2009 Fiscal Year Annual Research Report
食物繊維としてのレジスタントスターチ4:栄養・生理機能の評価と作用機構
Project/Area Number |
20380077
|
Research Institution | Ehime University |
Principal Investigator |
海老原 清 Ehime University, 農学部, 教授 (90036492)
|
Keywords | 加工デンプン / 耐糖能 / 消化性 / エネギー値 / 発酵性 / インクレチン / 消化管ホルモン / 消化管免疫 |
Research Abstract |
1) エネルギー代謝:レジスタントスターチ4(加工デンプン)の食品への利用にあたっては、エネルギー評価は欠かせない。架橋デンプンを摂取させたヒトにおける実験で、呼気中に水素ガスが出てこないことにより、架橋デンプンは大腸で発酵されないことを明らかにし、架橋デンプンは発酵により生じるエネルギー量はゼロであり、架橋デンプンのエネルギー量評価は小腸での消化性だけで評価できることを明らかにした。ヒドロキシプロピル化リン酸架橋デンプンについては、排泄物中のヒドロキシプロピル化リン酸架橋デンプンの定量法を確立することにより、エネルギー評価を行った。ヒドロキシプロピル化リン酸架橋デンプンの不消化部分は、全く小腸内で消化および吸収されなかった。エネルギー評価への道筋が明らかにできた。 2) 糖代謝:糖尿病治療食への応用に際しては、耐糖能評価は欠かせない。架橋デンプン、ヒドロキシプロピル化デンプンが、実験動物だけではなく、ヒトにおいても耐糖性効果を示すことを明らかにした。
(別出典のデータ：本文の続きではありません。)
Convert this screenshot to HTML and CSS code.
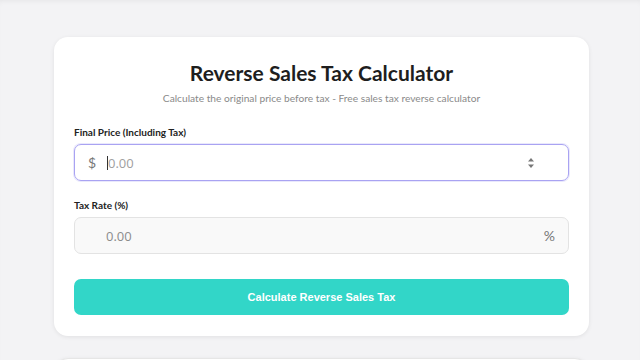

また、ヒドロキシプロピル化デンプンの耐糖性効果の作用機序を明らかにするために、消化管の運動、インスリン分泌と関連の深い消化管ホルモンについて血中濃度および各消化管部位におけるmRNA発現量を測定した。ヒドロキシプロピル化デンプンの耐糖性効果は、特にCCKと関わりの深いことを明らかにした。加工デンプンの消化性は耐糖性試験によるIAUCの測定により評価できることを明らかにした。高脂肪飼料摂取時にもヒドロキシプロピル化リン酸架橋デンプンは糖尿病発症遅延効果を示すことがKKAyマウスを用いた実験で示された。糖尿病治療応用のための基礎的知見の蓄積ができ、応用への可能性が明らかになった。 3) 消化管機能:消化管免疫、特にIgAの分泌に関して、水溶性のものについては粘度、非水溶性のものについては添加量とに関連性の深いことが示唆された。